Depuis quelques jours, nous n’arrêtons pas de nous plaindre de l’indifférence du reste du monde devant le massacre des étudiants au Kenya. Là-bas, c’était 148 jeunes étudiants que la folie de fous de Dieu avait froidement fauché dans la fleur de l’âge. En France, c’était une quinzaine de personnes. En Tunisie…Peu importe le nombre. Ce qu’il fallait dénoncer, c’était la barbarie. Surtout lorsqu’elle est perpétrée au nom de Dieu. Et ceux que l’on accusait, les musulmans, se sont dépêchés de dire, avec raison, que ce que nous voyions-là n’avait rien à voir avec l’islam.
Pourquoi cette indifférence devant ce qui s’était passé au Kenya ? Lors d’un débat sur une chaîne de télévision française, un intervenant a fini par mettre le pied dans le plat : c’est parce que c’est en Afrique. « Oui, a-t-il précisé, il y a une géopolitique de l’émotion qui fait peu de ce qui se passe en Afrique arrive à émouvoir le reste du monde. » Pourquoi ? Peut-être parce que nous avons-nous-mêmes banalisé l’horreur. Au point où elle n’arrive plus à nous émouvoir, nous-mêmes. Qui, sur ce continent s’émeut des massacres commis chaque jours par Boko Haram aux confins du Nigeria ? Qui, sur ce continent, s’est ému des pogroms orchestrés en ce moment en Afrique du sud contre les étrangers, avec la bénédiction du roi des Zoulous ? Nous pourrions, de la Centrafrique à la Somalie en passant par le Mali, les deux Soudan, l’Ouganda, la République démocratique du Congo, le Burundi, etc, dresser une longue liste des endroits où des massacres sont perpétrés tous les jours, devant notre totale indifférence.
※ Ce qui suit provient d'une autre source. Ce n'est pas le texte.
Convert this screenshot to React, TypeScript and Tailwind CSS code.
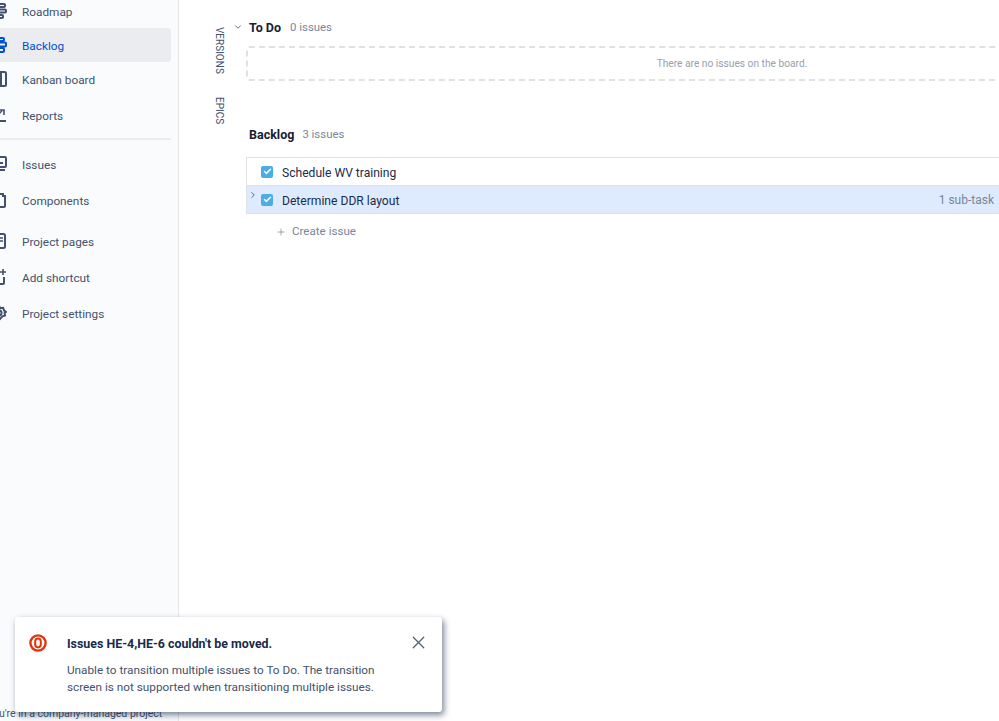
import React from 'react';
import { ChevronDown, ChevronRight, Plus, X, Check } from 'lucide-react';

const FONT = "font-['Roboto','Noto_Sans',sans-serif]";

const Icon: React.FC<{ name: string; color?: string }> = ({ name, color = '#42526E' }) => {
  const common = { width: 16, height: 16, viewBox: '0 0 16 16', fill: 'none', stroke: color, strokeWidth: 2, className: 'shrink-0' };
  switch (name) {
    case 'roadmap':
      return (
        <svg {...common}>
          <rect x="1" y="1" width="13" height="3" rx="1" />
          <rect x="5" y="6.5" width="10" height="3" rx="1" />
          <rect x="2" y="12" width="10" height="3" rx="1" />
        </svg>
      );
    case 'backlog':
      return (
        <svg {...common}>
          <rect x="3" y="1" width="10" height="3" rx="1" />
          <rect x="1" y="5.5" width="14" height="4" rx="1" />
          <rect x="3" y="11" width="10" height="4" rx="1" />
        </svg>
      );
    case 'kanban':
      return (
        <svg {...common}>
          <rect x="1" y="1" width="14" height="14" rx="1.5" />
          <path d="M10 1v14" />
        </svg>
      );
    case 'reports':
      return (
        <svg {...common}>
          <path d="M1 2v12h14" />
          <path d="M4 10l7-6M8 3h5v5" strokeWidth="1.6" />
        </svg>
      );
    case 'issues':
      return (
        <svg {...common}>
          <rect x="2" y="1" width="13" height="10" rx="1" />
          <path d="M8 7h4M1 14h13" />
        </svg>
      );
    case 'components':
      return (
        <svg {...common}>
          <path d="M2 4h4V2h6v2h2v10a1 1 0 0 1-1 1H3a1 1 0 0 1-1-1z" />
        </svg>
      );
    case 'pages':
      return (
        <svg {...common}>
          <rect x="2" y="1" width="12" height="14" rx="1.5" />
          <path d="M5 5h7M5 8h7" strokeWidth="1.5" />
        </svg>
      );
    case 'shortcut':
      return (
        <svg {...common}>
          <path d="M7 4H3a1 1 0 0 0-1 1v9a1 1 0 0 0 1 1h9a1 1 0 0 0 1-1V8" />
          <path d="M12 0v6M9 3h6" strokeWidth="1.6" />
        </svg>
      );
    default:
      return (
        <svg {...common}>
          <circle cx="8" cy="8" r="2.5" />
          <path d="M8 1l1.5 2.2 2.7-.4.8 2.5 2 1.7-1.4 1 .4 2.6-2.6.8L8 15l-2.4-3.6-2.6-.8.4-2.6-1.4-1 2-1.7.8-2.5 2.7.4z" />
        </svg>
      );
  }
};

const NavItem: React.FC<{ icon: string; label: string; active?: boolean; className?: string }> = ({ icon, label, active, className }) => (
  <div className={`flex items-center h-[34px] rounded-r-[3px] ${active ? 'bg-[#EBECF0] text-[#0052CC]' : 'text-[#42526E]'} ${className ?? ''}`}>
    <span className="w-[22px] flex justify-end pr-[15px] shrink-0">
      <Icon name={icon} color={active ? '#0052CC' : '#42526E'} />
    </span>
    <span className="text-[11.8px] leading-none pt-[3px]">{label}</span>
  </div>
);

const Tick: React.FC = () => (
  <span className="w-3 h-3 rounded-[2px] bg-[#4BADE8] flex items-center justify-center shrink-0">
    <Check size={9} strokeWidth={4} color="#fff" />
  </span>
);

export default function App() {
  return (
    <div className={`${FONT} relative w-[999px] h-[721px] overflow-hidden bg-white flex`}>
      <aside className="w-[179px] h-full shrink-0 bg-[#FAFBFC] border-r border-[#E4E6EA] pr-[7px] flex flex-col relative">
        <div className="flex flex-col -mt-[6px]">
          <NavItem icon="roadmap" label="Roadmap" />
          <NavItem icon="backlog" label="Backlog" active />
          <NavItem icon="kanban" label="Kanban board" />
          <NavItem icon="reports" label="Reports" className="mt-[2px]" />
          <div className="h-[2px] bg-[#EBECF0] mt-[6px]" />
          <NavItem icon="issues" label="Issues" className="mt-[7px]" />
          <NavItem icon="components" label="Components" className="mt-[2px]" />
          <NavItem icon="pages" label="Project pages" className="mt-[7px]" />
          <NavItem icon="shortcut" label="Add shortcut" className="mt-[2px]" />
          <NavItem icon="settings" label="Project settings" className="mt-[2px]" />
        </div>
        <div className="mt-auto h-[14px] -ml-[13px] text-[10.5px] leading-[14px] text-[#42526E] whitespace-nowrap">
          You're in a company-managed project
        </div>
      </aside>

      <main className="flex-1 min-w-0 flex">
        <div className="w-[67px] shrink-0 pt-[27px] flex flex-col items-end pr-[22px] text-[10px] leading-none text-[#42526E]">
          <span className="[writing-mode:vertical-rl]">VERSIONS</span>
          <span className="[writing-mode:vertical-rl] mt-[23px]">EPICS</span>
        </div>
        <div className="flex-1 min-w-0 -mr-[20px]">
          <div className="relative flex items-center h-[18px] mt-[19px] pl-[3px] text-[12.5px]">
            <ChevronDown size={10} strokeWidth={2} color="#42526E" className="absolute -left-[13px] top-[3px]" />
            <span className="font-bold text-[#172033]">To Do</span>
            <span className="ml-[9px] text-[11.4px] text-[#7A869A]">0 issues</span>
          </div>
          <div className="mt-[9px] h-[35px] w-[972px] border-2 border-dashed border-[#DFE1E6] rounded-[3px] flex items-center justify-center text-[10.2px] text-[#97A0AF] pt-[1px]">
            There are no issues on the board.
          </div>
          <div className="flex items-center h-[18px] mt-[45px] pl-[3px] text-[12.5px]">
            <span className="font-bold text-[#172033]">Backlog</span>
            <span className="ml-[8px] text-[11.4px] text-[#7A869A]">3 issues</span>
          </div>
          <div className="mt-[13px] border-t border-b border-l border-[#DFE1E6]">
            <div className="h-[28px] flex items-center pl-[14px] gap-[9px] text-[12.1px] text-[#172B4D] border-b border-[#DFE1E6]">
              <Tick />
              <span className="pt-[3px]">Schedule WV training</span>
            </div>
            <div className="relative h-[27px] flex items-center pl-[14px] gap-[9px] text-[12.1px] text-[#172B4D] bg-[#DEEBFF] pr-[5px]">
              <ChevronRight size={10} strokeWidth={2} color="#42526E" className="absolute left-[1px] top-[4px]" />
              <Tick />
              <span className="pt-[3px]">Determine DDR layout</span>
              <span className="ml-auto text-[12px] text-[#7A869A] mr-[20px]">1 sub-task</span>
            </div>
          </div>
          <div className="flex items-center h-[18px] mt-[9px] pl-[30px] text-[11.6px] text-[#7A869A]">
            <Plus size={10} strokeWidth={1.5} color="#6B778C" />
            <span className="ml-[6px]">Create issue</span>
          </div>
        </div>
      </main>

      <div className="absolute left-[15px] top-[617px] w-[427px] h-[95px] bg-white rounded-[3px] shadow-[2px_3px_6px_rgba(9,30,66,0.55)] pl-[52px] pr-[40px] pt-[18px]">
        <svg width="18" height="18" viewBox="0 0 18 18" className="absolute left-[14px] top-[17px]">
          <circle cx="9" cy="9" r="7.6" fill="none" stroke="#DE350B" strokeWidth="2.4" />
          <rect x="6.2" y="4.6" width="5.6" height="8.8" rx="2.8" fill="none" stroke="#DE350B" strokeWidth="2" />
        </svg>
        <X size={21} strokeWidth={1.4} color="#505F79" className="absolute right-[13px] top-[15px]" />
        <div className="text-[12.4px] leading-[17px] font-bold text-[#172B4D]">Issues HE-4,HE-6 couldn't be moved.</div>
        <div className="mt-[10px] text-[11.75px] leading-[17px] text-[#42526E]">
          Unable to transition multiple issues to To Do. The transition screen is not supported when transitioning multiple issues.
        </div>
      </div>
    </div>
  );
}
Nous sommes indifférents parce que les auteurs de ces barbaries ne sont autres que nous –mêmes. La barbarie nous serait-elle consubstantielle ? Un non Africain qui poserait une telle question se verrait aussitôt taxé de racisme avant tout débat. Jouissons donc de notre position d’Africain pour poser cette question essentielle.
Je la pose à bon escient, après avoir visionné cette horrible vidéo qui circule en ce moment sur le net. Il s’agit de l’assassinat d’un homme que l’on voit dans un premier temps en sang, menotté, donc ne présentant plus de danger. Des personnes lui jettent des pierres, lui assènent des coups de marteau, l’homme se lève et prend la fuite. Puis, dans une autre vidéo, l’on bascule dans l’horreur totale. On tranche à un homme la tête, les membres, le sexe…sous les objectifs de dizaines de téléphones portables. Les réseaux sociaux et les journaux nous ont appris plus tard qu’il s’agissait en fait de deux « microbes » qui avaient ainsi subi la colère du peuple. Les « microbes », ce serait un autre nom pour désigner des bandits ou des assassins, m’a-t-on dit. Les deux suppliciés auraient fait régner la terreur dans la commune d’Attécoubé, et la population serait très contente de leur exécution. La messe est dite. Ceux qui ont pris une hache pour couper la tête, les membres, le sexe de cet homme, ces dizaines d’autres qui filmaient avec leurs téléphones diront certainement qu’ils sont des gens normaux, qui n’aiment pas la violence, qui n’aspirent qu’à la paix et à la tranquillité. Mais qu’il me soit permis de dire que si ceux qui ont fait cela représentent les Ivoiriens, cela veut dire que nous sommes une société très malade. Et je refuse de croire que cela soit la Côte d’Ivoire. Non, ce n’est pas la Côte d’Ivoire. Ceux qui ont fait cela représentent la partie très malade de notre société. Ne nous voilons pas la face. Que cela ait pu se produire signifie notre société a des problèmes, qu’elle est malade dans une certaine mesure. Et il est urgent de prendre des mesures afin que le mal ne gagne pas tout le reste du corps. C’est pour cela que la Côte d’Ivoire normale, la Côte d’Ivoire légale, la Côte d’Ivoire qui aspire à faire partie des nations qui compteront demain va se dépêcher de procéder à l’arrestation de tous ces meurtriers, de les juger et de les condamner d’une façon exemplaire. Ce ne sera pas difficile. Ils ne se cachaient pas dans les films et cela s’est passé en public.
Nous nous demandons pourquoi le massacre du Kenya n’émeut personne ? La réponse est là : pourquoi voulons-nous que quelqu’un s’émeuve pour nous, lorsque des gens normaux sont capables de faire cela ? Si l’Etat de Côte d’Ivoire ne frappe pas fort, qu’il ne s’étonne pas que personne ne le prenne plus au sérieux lorsqu’il parlera d’émergence. Parce que l’émergence commence par la disparition de tels actes de pure barbarie.